TensorSpeech / TensorFlowASR

:zap: TensorFlowASR: Almost State-of-the-art Automatic Speech Recognition in Tensorflow 2. Supported languages that can use characters or subwords
https://huylenguyen.com/asr
Apache License 2.0
916 stars 242 forks source link

rnn_transducer #231

Open arthur-compton opened 2 years ago

arthur-compton commented 2 years ago

I've been running the examples in the "conformer/" and in the "rnn_transducer/" directories and comparing the models with those already provided on drive.

The conformer training works as expected, and the results of the model I trained are almost identical to the results obtained with the pretrained model (I am using the three librispeech training sets for training, 960 hours).

The training in the rnn_transducer example, however, doesn't really converge to anything usable. I've tried with the configuration in the codebase and with the slightly different configuration in drive. In both cases the loss reduces just a little bit during training but certainly too little, so that the final model has not learnt much.

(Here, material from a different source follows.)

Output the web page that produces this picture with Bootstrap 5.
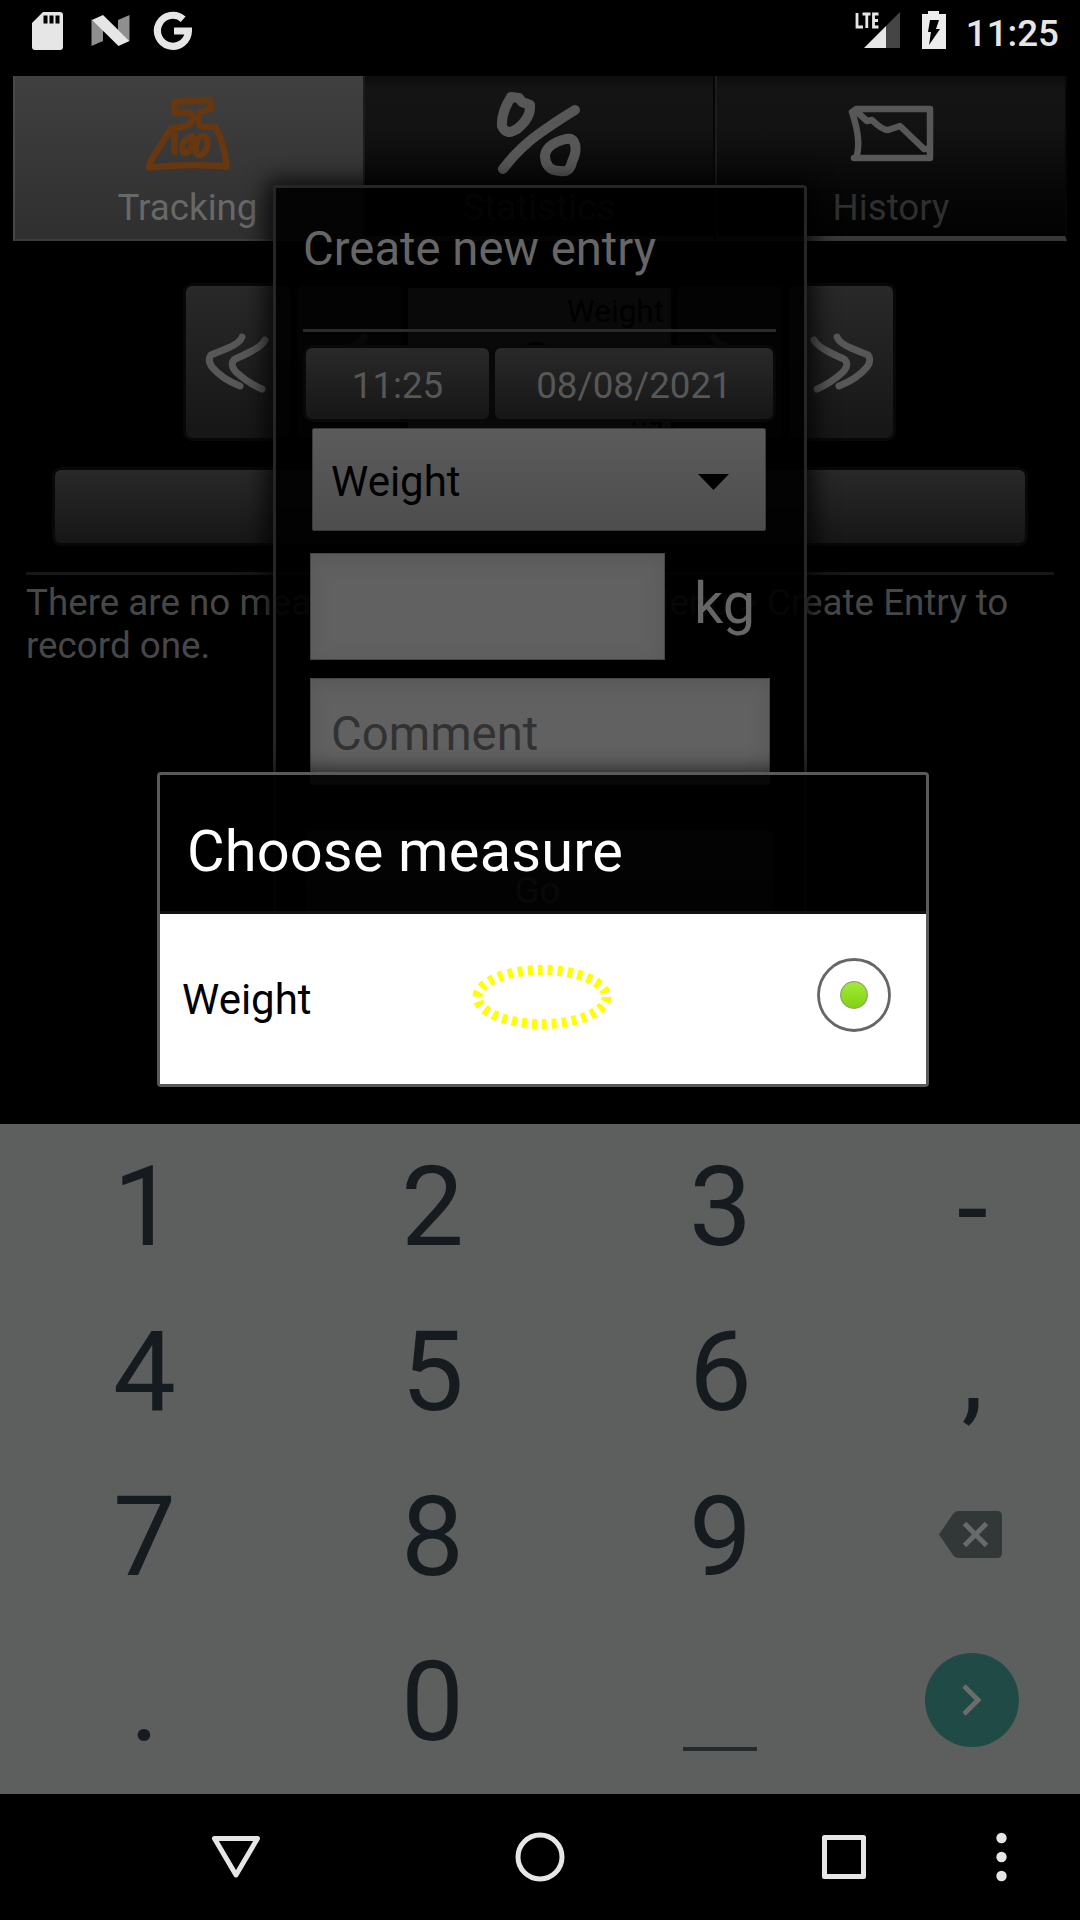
<!DOCTYPE html>
<html lang="en">
<head>
<meta charset="utf-8">
<meta name="viewport" content="width=device-width, initial-scale=1">
<title>Choose measure</title>
<link href="https://cdn.jsdelivr.net/npm/bootstrap@5.3.0/dist/css/bootstrap.min.css" rel="stylesheet">
<style>
body{font-family:Roboto,"Liberation Sans",sans-serif;font-size:36.75px;line-height:43px;background:#000;color:#474747}
svg{display:block;flex:none;overflow:visible}
.screen{width:1080px;height:1920px;overflow:hidden}
.statusbar{height:76px;color:#e6e6e6;font-weight:500;padding:0 21px 14px 32px}
.tabs{margin:0 13px;height:165px}
.tab-item{width:352px;padding-top:12px;background:linear-gradient(#0d0d0d,#141414 8%,#131313 30%,#060606 75%,#020202);border-left:2px solid #1c1c1c;border-right:2px solid #060606;border-bottom:5px solid #383838;color:#2f2f2f}
.tab-item.active{width:350px;padding-right:3px;background:linear-gradient(#404040,#2f2f2f);color:#686868;border:0;border-left:2px solid #484848;border-bottom:2px solid #3c3c3c}
.tab-item .ico{height:98px}
.dark-btn{background:linear-gradient(#292929,#161616);border-radius:6px;box-shadow:0 0 0 3px #080808;color:#575757}
.stepper{padding:45px 0 0 186px;height:197px}
.stepper .dark-btn{width:104px;height:152px;margin-right:7px}
.readout{width:263px;height:149px;margin:2px 7px 0 0;background:#616161;color:#000;font-size:31.5px;padding:2px 7px 4px 0}
.readout-value{font-size:57.75px;line-height:60px}
.create-btn{margin:32px 55px 0;height:73px}
.rule{height:3px;background:#171717;margin:29px 26px 0}
.notice{margin:6px 26px 0}
.entry-dialog{left:273px;top:185px;width:534px;height:745px;border:3px solid #262626;border-radius:4px;background:rgba(0,0,0,.91);box-shadow:0 2px 22px 8px rgba(0,0,0,.75);color:#666}
.entry-title{font-size:47.25px;line-height:56px;padding:33px 0 0 27px;height:141px}
.entry-rule{height:3px;background:#2a2a2a;margin:0 28px 0 27px}
.entry-body{padding:16px 31px 0 30px}
.time-btn{width:183px;height:71px}.date-btn{width:278px;height:71px}
.measure-select{width:454px;height:103px;margin:9px 0 22px 6px;padding:4px 36px 0 18px;background:linear-gradient(#5b5b5b,#4d4d4d);border:1px solid #3a3a3a;border-radius:2px;color:#000;font-size:42px}
.field{background:#616161;border:1px solid #464646;box-shadow:inset 0 5px 18px rgba(70,70,70,.35);height:107px;margin-left:4px}
.field-value{width:355px}.unit{font-size:57.75px;margin-left:29px;margin-top:-6px}
.field-comment{width:460px;margin-top:18px;color:#323232;font-size:47.25px;padding:5px 0 0 20px}
.go-btn{height:100px;margin-top:45px;padding:20px 4px 0 0}
.choose-dialog{left:157px;top:772px;width:772px;height:315px;border:3px solid #5a5a5a;border-radius:4px;background:rgba(0,0,0,.91);box-shadow:0 2px 20px 5px rgba(0,0,0,.6);color:#fff}
.choose-title{height:139px;font-size:57.75px;line-height:68px;padding:42px 0 0 27px;letter-spacing:.15px;border-bottom:3px solid #111}
.choice{height:170px;background:#fff;color:#000;font-size:42px;padding:0 35px 8px 22px}
.pick-mark{margin:4px 44px 0 0}
.keypad{height:670px;margin-top:432px;background:#5d5f5e}
.keys{display:grid;grid-template-columns:288px 288px 288px 216px;grid-auto-rows:165px;margin-top:-2px;font-size:112px;line-height:132px;color:#161b1f}
.keys .digit{padding:4px 0 0 1px}
.keys .dash-key{padding-top:8px}
.upper{height:616px}
.space-key{width:74px;height:4px;background:#252b2d;margin-top:98px}
.go-key{width:94px;height:94px;background:#204a45}
.navbar-sys{height:126px}
</style>
</head>
<body>
<main class="screen position-relative d-flex flex-column">
 <header class="statusbar d-flex align-items-center justify-content-between">
  <div class="d-flex align-items-center">
   <svg width="160" height="40" viewBox="32 12 160 40">
    <path d="M43 13h17q3 0 3 3v32q0 3-3 3H35q-3 0-3-3V24z" fill="#e6e6e6"/><path d="M43.500 16.500h4v8h-4zM49.500 16.500h4v8h-4zM55.500 16.500h4v8h-4z" fill="#000"/>
    <path d="M91.500 20v27l11.500-5V31zM129.500 16v26L118 31V21z" fill="#8f8f8f"/><path d="M92 21l11-5 26.500 26-11 5z" fill="#e6e6e6"/>
    <path d="M183.200 20.200A15.500 15.500 0 1 0 188.400 32H174" fill="none" stroke="#e6e6e6" stroke-width="7.200"/>
   </svg>
  </div>
  <div class="d-flex align-items-center">
   <svg width="91" height="40" viewBox="855 12 91 40">
    <path d="M857 14v14h6M862.500 15h8M866.800 15v14M878.500 15H873.500v13h5M873.500 21.500h4.500" fill="none" stroke="#e6e6e6" stroke-width="2.800"/>
    <path d="M864 49h22V27z" fill="#e6e6e6"/><path d="M886 49h14V13l-14 14z" fill="#454545"/>
    <path d="M922 15h6v-3h11v3h7v35h-24z" fill="#ececec"/><path d="M930 21h9l-3 9h4l-11 16 2-13h-3z" fill="#000"/>
   </svg>
   <span class="ms-3 ps-1 pt-1">11:25</span>
  </div>
 </header>

 <section class="upper">
  <nav class="tabs d-flex">
   <div class="tab-item active d-flex flex-column align-items-center">
    <div class="ico"><svg width="84" height="92" viewBox="0 -8 84 92" fill="none" stroke="#67370f" stroke-linecap="round" stroke-linejoin="round"><path d="M27.700 6L64 4 65.500 12.500 54 16Q50 23 55 30.500L69.300 31Q78 45 80.500 70.500Q42 67 3 71.500L4.500 65 25 32.500 40 30Q45 28 46.500 23Q47 16 41 16.500L29.300 17Z" stroke-width="6.500"/><path d="M28.400 39v17M47 42c-10-2-14 13-8 15 7 0 9-14 7-17M57 40c-8 1-10 18-4 19 9 0 12-18 4-19z" stroke-width="6.500"/></svg></div>
    <span>Tracking</span>
   </div>
   <div class="tab-item d-flex flex-column align-items-center">
    <div class="ico"><svg width="84" height="84" viewBox="497 88 84 84" fill="none" stroke="#575757" stroke-width="10" stroke-linecap="round" stroke-linejoin="round"><path d="M511 97Q501 113 502 126Q506 136 517 129Q531 118 530 105L522 102 519 98ZM503 169Q520 147 540 133T575 110M566 139Q546 144 545 156C545 165 550 171 560 171Q570 173 572 162Q578 149 574 142Q572 138 566 139Z"/></svg></div>
    <span>Statistics</span>
   </div>
   <div class="tab-item d-flex flex-column align-items-center">
    <div class="ico"><svg width="84" height="84" viewBox="849 88 84 84" fill="none" stroke="#575757" stroke-width="6.500" stroke-linecap="round" stroke-linejoin="round"><path d="M852 112L856 109H930V158H854M852 112Q862 142 856 158M856 111L867 121 872 120Q882 130 888 130L900 126 924 149H930"/></svg></div>
    <span>History</span>
   </div>
  </nav>
  <div class="stepper d-flex">
   <div class="dark-btn"><svg width="104" height="152" viewBox="186 286 104 152" fill="none" stroke="#575757" stroke-width="7" stroke-linecap="round"><path id="dbl" d="M242 337Q240 343 228 348T211 355Q207 360 212 367 222 379 240 386M265 340Q262 346 250 352T235 359Q229 364 236 372 248 383 262 389"/></svg></div>
   <div class="dark-btn"><svg width="104" height="152" viewBox="186 286 104 152" fill="none" stroke="#575757" stroke-width="7" stroke-linecap="round"><path d="M253 337Q250 343 238 348T221 355Q217 360 222 367 232 379 250 386"/></svg></div>
   <div class="readout d-flex flex-column align-items-end"><span>Weight</span><strong class="align-self-center readout-value">0</strong><span class="mt-auto">kg</span></div>
   <div class="dark-btn"><svg width="104" height="152" viewBox="790 286 104 152" fill="none" stroke="#575757" stroke-width="7" stroke-linecap="round"><path d="M826 337Q829 343 841 348T858 355Q862 360 857 367 847 379 829 386"/></svg></div>
   <div class="dark-btn"><svg width="104" height="152" viewBox="790 286 104 152"><use href="#dbl" transform="matrix(-1 0 0 1 1080 0)" fill="none" stroke="#575757" stroke-width="7" stroke-linecap="round"/></svg></div>
  </div>
  <div class="dark-btn create-btn"></div>
  <div class="rule"></div>
  <p class="notice">There are no measurements. Choose Menu &gt; Create Entry to record one.</p>
 </section>

 <section class="entry-dialog position-absolute">
  <div class="entry-title">Create new entry</div>
  <div class="entry-rule"></div>
  <div class="entry-body">
   <div class="d-flex justify-content-between">
    <div class="dark-btn time-btn d-flex align-items-center justify-content-center pt-1">11:25</div>
    <div class="dark-btn date-btn d-flex align-items-center justify-content-center pt-1">08/08/2021</div>
   </div>
   <div class="measure-select d-flex align-items-center justify-content-between"><span>Weight</span><svg width="31" height="16" viewBox="0 0 31 16"><path d="M0 0h31L15.500 16z"/></svg></div>
   <div class="d-flex align-items-center"><div class="field field-value"></div><span class="unit">kg</span></div>
   <div class="field field-comment d-flex align-items-center">Comment</div>
   <div class="dark-btn go-btn d-flex align-items-center justify-content-center">Go</div>
  </div>
 </section>

 <section class="choose-dialog position-absolute">
  <div class="choose-title">Choose measure</div>
  <div class="choice d-flex align-items-center justify-content-between">
   <span class="pt-2">Weight</span>
   <svg width="140" height="66" viewBox="-70 -33 140 66" class="pick-mark"><ellipse rx="64.500" ry="27" fill="none" stroke="#ff0" stroke-width="10" stroke-dasharray="5 5"/></svg>
   <svg width="74" height="74" viewBox="-37 -37 74 74"><defs><linearGradient id="dot" x2="0" y2="1"><stop stop-color="#a3ea37"/><stop offset="1" stop-color="#80d315"/></linearGradient></defs><circle r="35.500" fill="none" stroke="#666" stroke-width="2.800"/><circle r="13.300" fill="url(#dot)" stroke="#91a56f" stroke-width="1.300"/></svg>
  </div>
 </section>

 <section class="keypad">
  <div class="keys text-center">
   <div class="digit d-flex align-items-center justify-content-center">1</div><div class="digit d-flex align-items-center justify-content-center">2</div><div class="digit d-flex align-items-center justify-content-center">3</div><div class="digit dash-key d-flex align-items-center justify-content-center">-</div>
   <div class="digit d-flex align-items-center justify-content-center">4</div><div class="digit d-flex align-items-center justify-content-center">5</div><div class="digit d-flex align-items-center justify-content-center">6</div><div class="digit d-flex align-items-center justify-content-center">,</div>
   <div class="digit d-flex align-items-center justify-content-center">7</div><div class="digit d-flex align-items-center justify-content-center">8</div><div class="digit d-flex align-items-center justify-content-center">9</div>
   <div class="d-flex align-items-center justify-content-center pe-1"><svg width="63" height="47" viewBox="0 0 63 47"><path d="M19 0H58q5 0 5 5V42q0 5-5 5H19q-3 0-5-3L0 23.500 14 3q2-3 5-3z" fill="#323738"/><path d="M25.500 12.500l22 22m0-22l-22 22" stroke="#686a69" stroke-width="5"/></svg></div>
   <div class="digit d-flex align-items-center justify-content-center">.</div><div class="digit d-flex align-items-center justify-content-center">0</div>
   <div class="d-flex align-items-center justify-content-center"><span class="space-key"></span></div>
   <div class="d-flex align-items-center justify-content-center"><span class="go-key rounded-circle d-flex align-items-center justify-content-center"><svg width="20" height="32" viewBox="0 0 20 32"><path d="M2 2l14 14L2 30" fill="none" stroke="#6c6c6c" stroke-width="5"/></svg></span></div>
  </div>
 </section>

 <footer class="navbar-sys">
  <svg width="1080" height="126" viewBox="0 1794 1080 126" fill="none" stroke="#e6e6e6" stroke-linejoin="round">
   <path d="M214.500 1838.500h43L236 1875z" stroke-width="5"/><circle cx="540" cy="1857" r="22" stroke-width="5"/><rect x="824.500" y="1837.500" width="39" height="39" stroke-width="5"/>
   <g fill="#e6e6e6" stroke="none"><circle cx="1001.500" cy="1838" r="5.200"/><circle cx="1001.500" cy="1857" r="5.200"/><circle cx="1001.500" cy="1876" r="5.200"/></g>
  </svg>
 </footer>
</main>
<script src="https://cdn.jsdelivr.net/npm/bootstrap@5.3.0/dist/js/bootstrap.bundle.min.js"></script>
</body>
</html>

My guess is that there is something broken in the rnn_transducer example. Has anyone tried it out with a recent version of the code? I've tried version 1.0.3 (TF2.6), 1.0.1, and 1.0.0 (TF2.4.1): in all cases the training doesn't really converge.

Any suggestion is very much appreciated!

maxeduc commented 1 year ago

Just tried this repo, and agreed. It seems either the wrong config file was uploaded or there's a regression in the repo (or Tensorflow). Any tips on what's happening here would be greatly appreciated.

tensorspeech-loss

yiqiaoc11 commented 1 year ago

Same Issue here. Adam with warmstep-40000 didn't learn anything. Can we @usimarit take a look at the code?